Par contre dans le domaine linguistique, le professeur Jean Devisse, rapporteur du colloque, écrit qu'"un large accord s'est établi entre les participants". "Les éléments apportés par les professeurs Diop et Obenga ont été considérés comme très constructifs. (…) Plus largement, le professeur Sauneron a souligné l'intérêt de la méthode proposée par le professeur Obenga après le professeur Diop. L'Égypte étant placée au point de convergence d'influences extérieures, il est normal que des emprunts aient été faits à des langues étrangères ; mais il s'agit de quelques centaines de racines sémitiques par rapport à plusieurs milliers de mots. L'égyptien ne peut être isolé de son contexte africain et le sémitique ne rend pas compte de sa naissance ; il est donc légitime de lui trouver des parents ou des cousins en Afrique."
La conclusion générale indique que "La très minutieuse préparation des communications des professeurs Cheikh Anta Diop et Obenga n'a pas eu, malgré les précisions contenues dans le document de travail préparatoire envoyé par l'UNESCO , une contrepartie toujours égale. Il s'en est suivi un véritable déséquilibre dans les discussions". (...)


1975 : Aux USA, le 4 avril 1975, l'association "The African Heritage Studies Association" lui décerne une plaque commémorative pour sa contribution à la préservation et au développement de la vie et du patrimoine des peuples d'origine africaine dans le monde.
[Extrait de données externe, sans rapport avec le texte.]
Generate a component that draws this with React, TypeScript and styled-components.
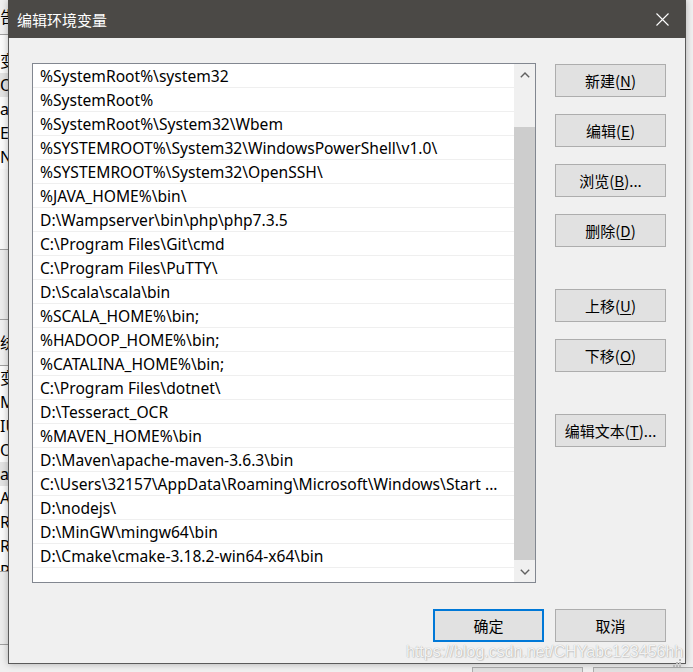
import React from "react";
import styled, { createGlobalStyle } from "styled-components";

const UI_FONT = `"Noto Sans", "Noto Sans CJK SC", sans-serif`;
const CJK_FONT = `"Noto Sans CJK SC", "Noto Sans", sans-serif`;

const GlobalStyle = createGlobalStyle`
  html, body { margin: 0; padding: 0; }
  body {
    background: #f0f0f0;
    font-family: ${UI_FONT};
    overflow: hidden;
  }
`;

/* ---------- desktop & background window ---------- */

const Desktop = styled.div`
  position: relative;
  width: 693px;
  height: 672px;
  overflow: hidden;
  background: #f0f0f0;
  display: flex;
`;

const BackStrip = styled.div<{ $w: number }>`
  width: ${(p) => p.$w}px;
  flex: none;
  height: 100%;
  display: flex;
  flex-direction: column;
  overflow: hidden;
`;

const BackCenter = styled.div`
  flex: 1;
  display: flex;
  flex-direction: column;
  justify-content: flex-end;
`;

const Seg = styled.div<{ $h?: number; $bg?: string; $line?: boolean; $shift?: number; $lh?: number }>`
  flex: ${(p) => (p.$h ? "none" : "1")};
  height: ${(p) => (p.$h ? `${p.$h}px` : "auto")};
  box-sizing: border-box;
  background: ${(p) => p.$bg ?? "#ffffff"};
  border-bottom: ${(p) => (p.$line ? "1px solid #a0a0a0" : "none")};
  font-family: ${UI_FONT};
  font-size: 16px;
  line-height: ${(p) => p.$lh ?? p.$h ?? 24}px;
  color: #000;
  white-space: nowrap;
  overflow: hidden;
  padding-left: ${(p) => p.$shift ?? 0}px;
`;

const BackButtons = styled.div`
  height: 5px;
  display: flex;
  gap: 10px;
  padding-left: 464px;
`;

const BackButton = styled.div<{ $w: number }>`
  width: ${(p) => p.$w}px;
  height: 8px;
  box-sizing: border-box;
  border: 1px solid #adadad;
  background: #e1e1e1;
`;

/* ---------- dialog ---------- */

const Dialog = styled.div`
  position: absolute;
  left: 8px;
  top: 0;
  width: 678px;
  height: 664px;
  box-sizing: border-box;
  border: 1px solid #5a5a5a;
  border-top: none;
  background: #f0f0f0;
  display: flex;
  flex-direction: column;
  box-shadow: 0 0 7px rgba(0, 0, 0, 0.28);
`;

const TitleBar = styled.div`
  height: 38px;
  flex: none;
  background: #4b4946;
  display: flex;
  align-items: center;
  justify-content: space-between;
  padding-left: 9px;
  margin: 0 -1px;
`;

const Title = styled.div`
  font-family: ${CJK_FONT};
  font-size: 15px;
  color: #ffffff;
  line-height: 38px;
  padding-top: 1px;
`;

const CloseButton = styled.div`
  width: 47px;
  height: 38px;
  display: flex;
  align-items: center;
  justify-content: center;
`;

const Body = styled.div`
  flex: 1;
  display: flex;
  flex-direction: column;
  padding: 25px 19px 21px 23px;
`;

const Main = styled.div`
  display: flex;
  gap: 19px;
`;

const ListBox = styled.div`
  width: 504px;
  height: 520px;
  box-sizing: border-box;
  border: 1px solid #828790;
  background: #ffffff;
  display: flex;
`;

const Rows = styled.div`
  flex: 1;
  display: flex;
  flex-direction: column;
  overflow: hidden;
`;

const Row = styled.div`
  height: 24px;
  flex: none;
  box-sizing: border-box;
  border-bottom: 1px solid #efefef;
  padding: 2px 0 0 7px;
  font-family: ${UI_FONT};
  font-size: 15.6px;
  line-height: 21px;
  color: #000;
  white-space: nowrap;
  overflow: hidden;
`;

const ScrollBar = styled.div`
  width: 21px;
  flex: none;
  background: #f0f0f0;
  display: flex;
  flex-direction: column;
`;

const ScrollArrow = styled.div`
  height: 21px;
  flex: none;
  display: flex;
  align-items: center;
  justify-content: center;
`;

const ScrollTrack = styled.div`
  flex: 1;
  display: flex;
  flex-direction: column;
`;

const Thumb = styled.div<{ $top: number; $h: number }>`
  margin-top: ${(p) => p.$top}px;
  height: ${(p) => p.$h}px;
  background: #cdcdcd;
`;

const ButtonColumn = styled.div`
  padding-top: 1px;
  display: flex;
  flex-direction: column;
  gap: 42px;
`;

const ButtonGroup = styled.div`
  display: flex;
  flex-direction: column;
  gap: 17px;
`;

const Button = styled.div<{ $default?: boolean }>`
  width: 111px;
  height: 33px;
  box-sizing: border-box;
  border: ${(p) => (p.$default ? "2px solid #0078d7" : "1px solid #adadad")};
  background: #e1e1e1;
  display: flex;
  align-items: center;
  justify-content: center;
  font-family: ${CJK_FONT};
  font-size: 15px;
  color: #000;
  white-space: nowrap;

  u {
    text-underline-offset: 2px;
    text-decoration-thickness: 1px;
  }
`;

const Footer = styled.div`
  margin-top: 26px;
  display: flex;
  justify-content: flex-end;
  gap: 11px;
`;

const Grip = styled.div`
  position: absolute;
  right: 3px;
  bottom: 2px;
  width: 10px;
  height: 10px;
`;

const Watermark = styled.div`
  position: absolute;
  left: 406px;
  top: 642px;
  font-family: "Liberation Sans", Arial, sans-serif;
  font-size: 16px;
  line-height: 20px;
  color: rgba(255, 255, 255, 0.9);
  text-shadow: 0 0 1px rgba(0, 0, 0, 0.35), 1px 1px 1px rgba(0, 0, 0, 0.12);
  white-space: nowrap;
  pointer-events: none;
`;

const paths = [
  "%SystemRoot%\\system32",
  "%SystemRoot%",
  "%SystemRoot%\\System32\\Wbem",
  "%SYSTEMROOT%\\System32\\WindowsPowerShell\\v1.0\\",
  "%SYSTEMROOT%\\System32\\OpenSSH\\",
  "%JAVA_HOME%\\bin\\",
  "D:\\Wampserver\\bin\\php\\php7.3.5",
  "C:\\Program Files\\Git\\cmd",
  "C:\\Program Files\\PuTTY\\",
  "D:\\Scala\\scala\\bin",
  "%SCALA_HOME%\\bin;",
  "%HADOOP_HOME%\\bin;",
  "%CATALINA_HOME%\\bin;",
  "C:\\Program Files\\dotnet\\",
  "D:\\Tesseract_OCR",
  "%MAVEN_HOME%\\bin",
  "D:\\Maven\\apache-maven-3.6.3\\bin",
  "C:\\Users\\32157\\AppData\\Roaming\\Microsoft\\Windows\\Start ...",
  "D:\\nodejs\\",
  "D:\\MinGW\\mingw64\\bin",
  "D:\\Cmake\\cmake-3.18.2-win64-x64\\bin",
];

const Chevron = ({ down }: { down?: boolean }) => (
  <svg width="10" height="6" viewBox="0 0 10 6">
    <path
      d={down ? "M0.8 0.8 L5 5 L9.2 0.8" : "M0.8 5.2 L5 1 L9.2 5.2"}
      fill="none"
      stroke="#606060"
      strokeWidth="1.4"
    />
  </svg>
);

const Btn = ({ label, k, suffix, isDefault }: { label: string; k?: string; suffix?: string; isDefault?: boolean }) => (
  <Button $default={isDefault}>
    {label}
    {k && (
      <>
        (<u>{k}</u>){suffix ?? ""}
      </>
    )}
  </Button>
);

export default function App() {
  return (
    <>
      <GlobalStyle />
      <Desktop>
        <BackStrip $w={8}>
          <Seg $h={35} $bg="#f0f0f0" $line $shift={-7} $lh={34}>告</Seg>
          <Seg $h={14} $bg="#fbfbfb" />
          <Seg $h={24} $bg="#fbfbfb" $shift={-7}>变</Seg>
          <Seg $h={24} $bg="#e3e3e3" $shift={-8}>Or</Seg>
          <Seg $h={24} $bg="#fbfbfb" $shift={-1}>a</Seg>
          <Seg $h={24} $bg="#fbfbfb" $shift={0}>E</Seg>
          <Seg $h={24} $bg="#fbfbfb" $shift={0}>N</Seg>
          <Seg $h={81} $bg="#f7f7f7" $line />
          <Seg $h={70} $bg="#ececec" $line />
          <Seg $h={46} $bg="#f0f0f0" $line $shift={-7} $lh={46}>统</Seg>
          <Seg $h={24} $bg="#fbfbfb" $shift={-7}>变</Seg>
          <Seg $h={24} $bg="#fbfbfb" $shift={-2}>MA</Seg>
          <Seg $h={24} $bg="#fbfbfb" $shift={-1}>IU</Seg>
          <Seg $h={24} $bg="#fbfbfb" $shift={-3}>OS</Seg>
          <Seg $h={24} $bg="#e3e3e3" $shift={-1}>a</Seg>
          <Seg $h={24} $bg="#fbfbfb" $shift={-2}>A</Seg>
          <Seg $h={24} $bg="#fbfbfb" $shift={0}>R</Seg>
          <Seg $h={24} $bg="#fbfbfb" $shift={0}>R</Seg>
          <Seg $h={14} $bg="#fbfbfb" $line $shift={0} $lh={26}>P</Seg>
          <Seg $h={73} $bg="#ececec" $line />
          <Seg $bg="#f0f0f0" />
        </BackStrip>
        <BackCenter>
          <BackButtons>
            <BackButton $w={111} />
            <BackButton $w={111} />
          </BackButtons>
        </BackCenter>
        <BackStrip $w={7}>
          <Seg $h={45} $bg="#f0f0f0" $line />
          <Seg $h={206} $bg="#f7f7f7" $line />
          <Seg $h={20} $bg="#f0f0f0" $line />
          <Seg $h={32} $bg="#dadada" $line />
          <Seg $h={64} $bg="#f0f0f0" $line />
          <Seg $h={207} $bg="#f7f7f7" $line />
          <Seg $h={20} $bg="#f0f0f0" $line />
          <Seg $h={33} $bg="#dadada" $line />
          <Seg $bg="#f0f0f0" />
        </BackStrip>

        <Dialog>
          <TitleBar>
            <Title>编辑环境变量</Title>
            <CloseButton>
              <svg width="13" height="13" viewBox="0 0 13 13">
                <path d="M0.5 0.5 L12.5 12.5 M12.5 0.5 L0.5 12.5" stroke="#ffffff" strokeWidth="1.1" />
              </svg>
            </CloseButton>
          </TitleBar>
          <Body>
            <Main>
              <ListBox>
                <Rows>
                  {paths.map((p) => (
                    <Row key={p}>{p}</Row>
                  ))}
                </Rows>
                <ScrollBar>
                  <ScrollArrow>
                    <Chevron />
                  </ScrollArrow>
                  <ScrollTrack>
                    <Thumb $top={42} $h={433} />
                  </ScrollTrack>
                  <ScrollArrow>
                    <Chevron down />
                  </ScrollArrow>
                </ScrollBar>
              </ListBox>
              <ButtonColumn>
                <ButtonGroup>
                  <Btn label="新建" k="N" />
                  <Btn label="编辑" k="E" />
                  <Btn label="浏览" k="B" suffix="..." />
                  <Btn label="删除" k="D" />
                </ButtonGroup>
                <ButtonGroup>
                  <Btn label="上移" k="U" />
                  <Btn label="下移" k="O" />
                </ButtonGroup>
                <ButtonGroup>
                  <Btn label="编辑文本" k="T" suffix="..." />
                </ButtonGroup>
              </ButtonColumn>
            </Main>
            <Footer>
              <Btn label="确定" isDefault />
              <Btn label="取消" />
            </Footer>
          </Body>
          <Grip>
            <svg width="10" height="10" viewBox="0 0 10 10">
              {[
                [7, 1],
                [4, 4],
                [7, 4],
                [1, 7],
                [4, 7],
                [7, 7],
              ].map(([x, y]) => (
                <rect key={`${x}-${y}`} x={x} y={y} width="2" height="2" fill="#b8b8b8" />
              ))}
            </svg>
          </Grip>
        </Dialog>
        <Watermark>https://blog.csdn.net/CHYabc123456hh</Watermark>
      </Desktop>
    </>
  );
}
Cheikh Anta Diop prononce une conférence sur "Les origines africaines de l'Humanité et de la civilisation", dans le cadre des réunions sur l'Histoire Générale de l'Afrique, qui se sont tenues à Cotonou au Bénin en début septembre 1975 et qui réunissaient plusieurs historiens parmi lesquels Jospeh Ki-Zerbo (mort en 2006), J. Devisse, Mohamed El Fasi, Jacob Festus Ade Adjayi (mort en 2014).
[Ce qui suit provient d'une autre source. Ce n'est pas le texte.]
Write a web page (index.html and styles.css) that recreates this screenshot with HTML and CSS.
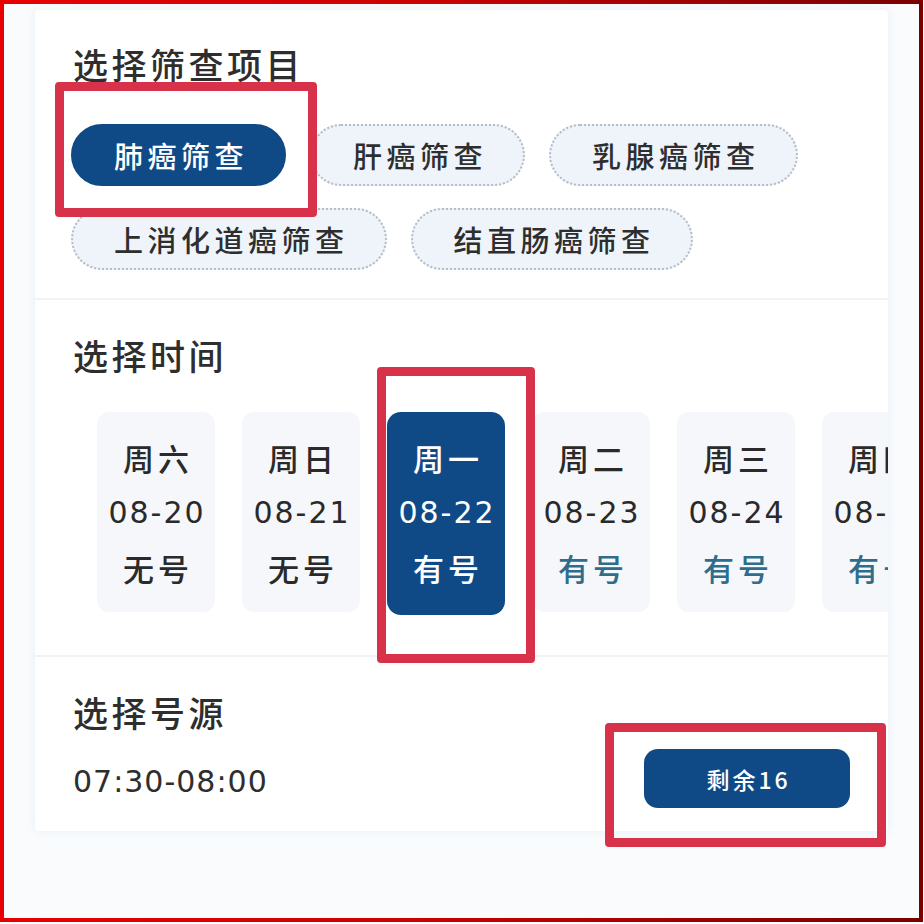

Le 22 novembre 1975, il se rend en Guinée, sur invitation de Sékou Touré, pour assister, à côté des délégations des pays progressistes, à la commémoration de la victoire du peuple de Guinée sur les forces portugaises qui avaient agressé ce pays.
Il participe au 2e Congrès Ordinaire de l'Association des Historiens Africains, Yaoundé (Cameroun), qui se déroule du 16 au 20 décembre 1975.
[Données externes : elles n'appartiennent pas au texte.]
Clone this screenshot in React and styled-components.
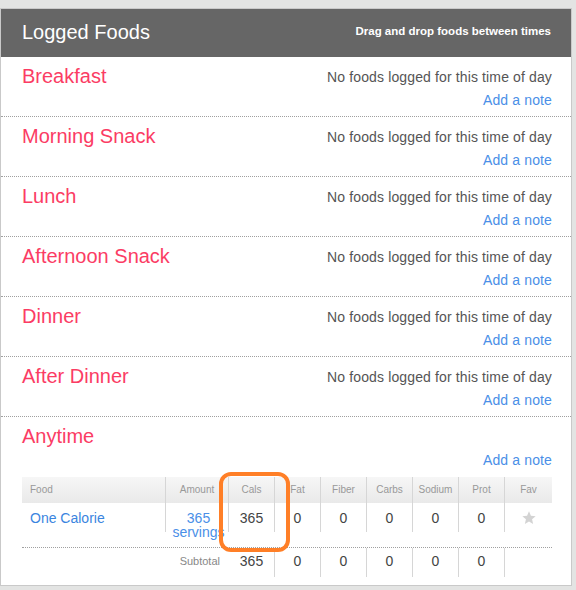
import React from 'react';
import styled, { createGlobalStyle } from 'styled-components';

const GlobalStyle = createGlobalStyle`
  html, body {
    margin: 0;
    padding: 0;
    background: #e3e4e3;
  }
  body {
    padding-top: 8px;
    font-family: "Liberation Sans", Arial, sans-serif;
  }
`;

const Card = styled.div`
  position: relative;
  width: 570px;
  background: #fff;
  border: 1px solid #c9c9c9;
  padding-bottom: 8px;
`;

const Header = styled.div`
  height: 48px;
  background: #666;
  display: flex;
  align-items: center;
  justify-content: space-between;
  padding: 0 20px 0 21px;
  color: #fff;
`;

const HeaderTitle = styled.div`
  font-size: 20px;
  margin-top: -2px;
`;

const HeaderHint = styled.div`
  font-size: 11.5px;
  font-weight: bold;
  margin-top: -4px;
`;

const Section = styled.div`
  border-bottom: ${({ last }) => (last ? 'none' : '1px dotted #a0a0a0')};
  padding: 0 19px 0 21px;
`;

const SectionHead = styled.div`
  height: 59px;
  display: flex;
  justify-content: space-between;
  box-sizing: border-box;
  padding-top: 7px;
`;

const MealName = styled.div`
  font-size: 20px;
  line-height: 24px;
  color: #fb3c64;
`;

const Notes = styled.div`
  text-align: right;
  font-size: 14px;
  line-height: 23px;
  padding-top: 2px;
  letter-spacing: 0.13px;
  color: #555;
`;

const NoteLink = styled.a`
  display: block;
  color: #4a8fe7;
  text-decoration: none;
  cursor: pointer;
`;

const Empty = styled.div`
  height: 23px;
`;

const Table = styled.div`
  margin-top: 1px;
  width: 530px;
`;

const cols = '144px 63px 46px 46px 46px 46px 46px 46px 47px';

const HeadRow = styled.div`
  display: grid;
  grid-template-columns: ${cols};
  height: 26px;
  background: linear-gradient(#f6f6f6, #e9e9e9);
`;

const HeadCell = styled.div`
  font-size: 10px;
  line-height: 26px;
  color: #999;
  text-align: ${({ align }) => align || 'center'};
  padding-left: ${({ align }) => (align === 'left' ? '8px' : '0')};
  border-right: ${({ edge }) => (edge ? 'none' : '1px solid #d6d6d6')};
  white-space: nowrap;
  overflow: hidden;
`;

const BodyRow = styled.div`
  display: grid;
  grid-template-columns: ${cols};
  padding-bottom: 15px;
  border-bottom: 1px dotted #a0a0a0;
`;

const Cell = styled.div`
  height: 29px;
  box-sizing: border-box;
  padding-top: 8px;
  font-size: 14px;
  line-height: 14px;
  color: #444;
  text-align: ${({ align }) => align || 'center'};
  padding-left: ${({ align }) => (align === 'left' ? '8px' : '0')};
  border-right: ${({ edge }) => (edge ? 'none' : '1px solid #d6d6d6')};
`;

const FoodLink = styled.a`
  color: #3a85e0;
  text-decoration: none;
`;

const AmountLink = styled.a`
  color: #4a8fe7;
  text-decoration: none;
  display: block;
  padding-left: 3px;
`;

const SubRow = styled.div`
  display: grid;
  grid-template-columns: 207px 46px 46px 46px 46px 46px 46px 47px;
`;

const SubCell = styled.div`
  height: 29px;
  line-height: 27px;
  font-size: 14px;
  color: #444;
  text-align: center;
  border-right: ${({ edge }) => (edge ? 'none' : '1px solid #d6d6d6')};
`;

const SubLabel = styled.div`
  font-size: 11px;
  line-height: 27px;
  color: #888;
  text-align: right;
  padding-right: 9px;
`;

const Highlight = styled.div`
  position: absolute;
  left: 218px;
  top: 463px;
  width: 63px;
  height: 72px;
  border: 4px solid #ff7f27;
  border-radius: 12px;
  pointer-events: none;
`;

const StarIcon = () => (
  <svg width="16" height="16" viewBox="0 0 24 24" style={{ marginTop: -1 }}>
    <polygon
      points="12,2 14.9,8.6 22,9.3 16.6,14 18.2,21 12,17.3 5.8,21 7.4,14 2,9.3 9.1,8.6"
      fill="#d3d3d3"
    />
  </svg>
);

const meals = ['Breakfast', 'Morning Snack', 'Lunch', 'Afternoon Snack', 'Dinner', 'After Dinner'];
const heads = ['Fat', 'Fiber', 'Carbs', 'Sodium', 'Prot'];

const App = () => (
  <>
    <GlobalStyle />
    <Card>
      <Header>
        <HeaderTitle>Logged Foods</HeaderTitle>
        <HeaderHint>Drag and drop foods between times</HeaderHint>
      </Header>
      {meals.map((meal) => (
        <Section key={meal}>
          <SectionHead>
            <MealName>{meal}</MealName>
            <Notes>
              No foods logged for this time of day
              <NoteLink>Add a note</NoteLink>
            </Notes>
          </SectionHead>
        </Section>
      ))}
      <Section last>
        <SectionHead>
          <MealName>Anytime</MealName>
          <Notes>
            <Empty />
            <NoteLink>Add a note</NoteLink>
          </Notes>
        </SectionHead>
        <Table>
          <HeadRow>
            <HeadCell align="left">Food</HeadCell>
            <HeadCell>Amount</HeadCell>
            <HeadCell>Cals</HeadCell>
            {heads.map((h) => (
              <HeadCell key={h}>{h}</HeadCell>
            ))}
            <HeadCell edge>Fav</HeadCell>
          </HeadRow>
          <BodyRow>
            <Cell align="left">
              <FoodLink>One Calorie</FoodLink>
            </Cell>
            <Cell>
              <AmountLink>365 servings</AmountLink>
            </Cell>
            <Cell>365</Cell>
            {heads.map((h) => (
              <Cell key={h}>0</Cell>
            ))}
            <Cell edge>
              <StarIcon />
            </Cell>
          </BodyRow>
          <SubRow>
            <SubLabel>Subtotal</SubLabel>
            <SubCell>365</SubCell>
            {heads.map((h) => (
              <SubCell key={h}>0</SubCell>
            ))}
            <SubCell edge />
          </SubRow>
        </Table>
      </Section>
      <Highlight />
    </Card>
  </>
);

export default App;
1976 : C'est l'année de parution de l'ouvrage L'Antiquité africaine par l'image co-édité par les Nouvelles Éditions Africaines et l'IFAN de Dakar.
Il participe au Symposium Afro-Arabe sur la libération et le développement, qui se tient à Khartoum (Soudan) du 7 au 11 janvier 1976.
Un Colloque international sur le thème Afrique noire et Monde méditerranéen dans l'Antiquité, est organisé par le professeur Raoul Lonis de la Faculté des Lettres et Sciences Humaines de Dakar, du 19 au 24 janvier 1976, qui rassemble hellénistes, égyptologues et spécialistes de l'Antiquité. Cheikh Anta Diop y donne une conférence dont le titre est "Évolution de l'humanité de la Préhistoire à la fin de l'Antiquité".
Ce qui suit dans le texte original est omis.